Mixing coal dust in jet fuel would, at virtually no cost, mimic the reflectivity of volcano dust in the stratosphere.

In the midwest US, upper atmosphere conditions can be very close to allowing long lasting jet contrails. Unfortunately for weather forecasters, the tipping point is very tough to predict.

Sometimes, therefore, contrails propagate unexpectedly, and can cause daytime highs to be as much as 5 deg C lower than predicted.

The coal dust provides the reflective effect of contrails regardless of weather, but would come at the cost of somewhat more spectacular sunsets.


It is ironic that those who most reject religion are completely unable to identify their own "secular eschatology".

Meanwhile, religionists are most able to.

Harry is right, true sketpics are very thin on the ground.

Harry Eagar said...

Even the arch GW skeptic Pat Michaels accepts 0.5 degree of real warming in the 20th century; while the somewhat less arch Brearley will go for 0.8.

Others like 0.6.

Do the math. The global warmers don't even agree what the 20th c. warming was within 60%. The error bar is, perforce, even bigger for the 19th c.

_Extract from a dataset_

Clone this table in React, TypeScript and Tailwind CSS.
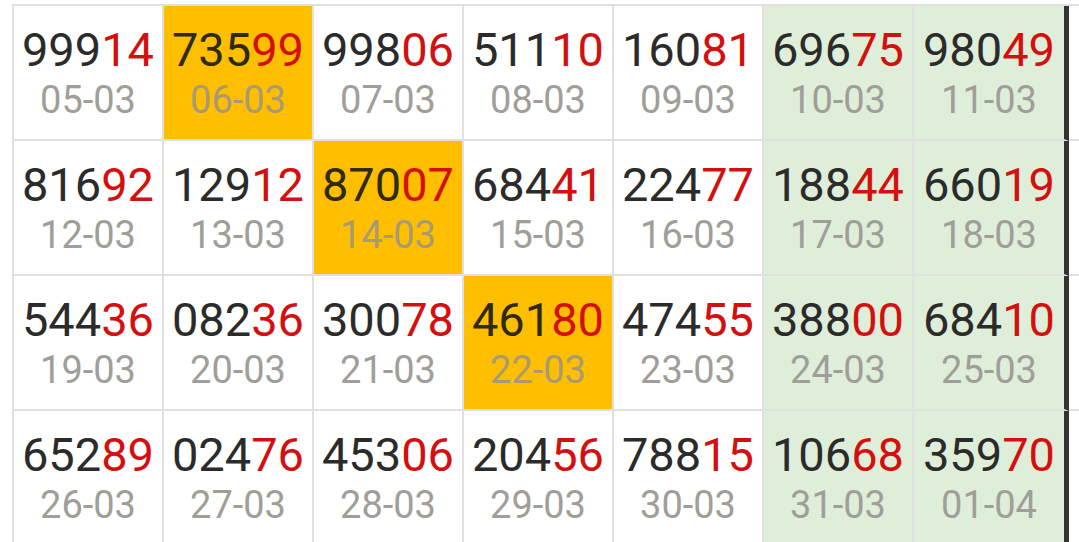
import React from "react";

type Cell = { n: string; d: string; hl?: boolean };

const rows: Cell[][] = [
  [
    { n: "99914", d: "05-03" },
    { n: "73599", d: "06-03", hl: true },
    { n: "99806", d: "07-03" },
    { n: "51110", d: "08-03" },
    { n: "16081", d: "09-03" },
    { n: "69675", d: "10-03" },
    { n: "98049", d: "11-03" },
  ],
  [
    { n: "81692", d: "12-03" },
    { n: "12912", d: "13-03" },
    { n: "87007", d: "14-03", hl: true },
    { n: "68441", d: "15-03" },
    { n: "22477", d: "16-03" },
    { n: "18844", d: "17-03" },
    { n: "66019", d: "18-03" },
  ],
  [
    { n: "54436", d: "19-03" },
    { n: "08236", d: "20-03" },
    { n: "30078", d: "21-03" },
    { n: "46180", d: "22-03", hl: true },
    { n: "47455", d: "23-03" },
    { n: "38800", d: "24-03" },
    { n: "68410", d: "25-03" },
  ],
  [
    { n: "65289", d: "26-03" },
    { n: "02476", d: "27-03" },
    { n: "45306", d: "28-03" },
    { n: "20456", d: "29-03" },
    { n: "78815", d: "30-03" },
    { n: "10668", d: "31-03" },
    { n: "35970", d: "01-04" },
  ],
];

function CellView({ c, col }: { c: Cell; col: number }) {
  const weekend = col >= 5;
  const bg = c.hl ? "bg-[#ffbf00]" : weekend ? "bg-[#dfeed8]" : "bg-white";
  const last = col === 6;
  const border = last
    ? "w-[155px] border-b-2 border-b-[#e0e0e0] border-r-[5px] border-r-[#333333]"
    : "w-[150px] border-b-2 border-r-2 border-[#e0e0e0]";
  return (
    <div className={`${bg} ${border} h-[135px] shrink-0 flex flex-col items-center justify-center`}>
      <div className={`text-[47px] leading-none tracking-normal ${c.hl ? "text-[#2f2a12]" : "text-[#2b2b2b]"}`}>
        {c.n.slice(0, 3)}
        <span className="text-[#d40f0f]">{c.n.slice(3)}</span>
      </div>
      <div className={`mt-[8px] text-[38px] leading-none ${c.hl ? "text-[#a89a74]" : "text-[#a09e99]"}`}>
        {c.d}
      </div>
    </div>
  );
}

export default function App() {
  return (
    <div
      className="w-[1079px] h-[542px] overflow-hidden bg-white"
      style={{ fontFamily: "Roboto, 'Noto Sans', sans-serif" }}
    >
      <div className="pt-[4px] pl-[12px]">
        <div className="flex flex-col border-t-2 border-[#e0e0e0] w-[1080px]">
          {rows.map((r, ri) => (
            <div key={ri} className="flex">
              <div className="w-[2px] h-[135px] bg-[#e0e0e0] shrink-0" />
              {r.map((c, ci) => (
                <CellView key={ci} c={c} col={ci} />
              ))}
              <div className="w-[40px] h-[135px] shrink-0 border-b-2 border-[#e0e0e0] bg-white" />
            </div>
          ))}
        </div>
      </div>
    </div>
  );
}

It is entirely possible that the globe is not warming at all.

Susan's Husband said...

Mr Choudhury;

$5T seems like a good first cut, but I think the actual price would be much smaller for various reasons.

The first would be that launch costs would come down dramatically if we started doing it on a regular basis. $100/kg or even $10/kg is plausible, in that there's no physical reason for it to be more expensive.

Also, if you use L1, you only need the cover the 2-dimensional projection, not the surface of the sphere, which reduces the size by a factor of 4.

We would also get a thriving space industry, which would do more to drive a long term solution to any warming than the direct technological fix.

Harry Eagar said...

About as useful as Black Jumbo's umbrella, if you ask me?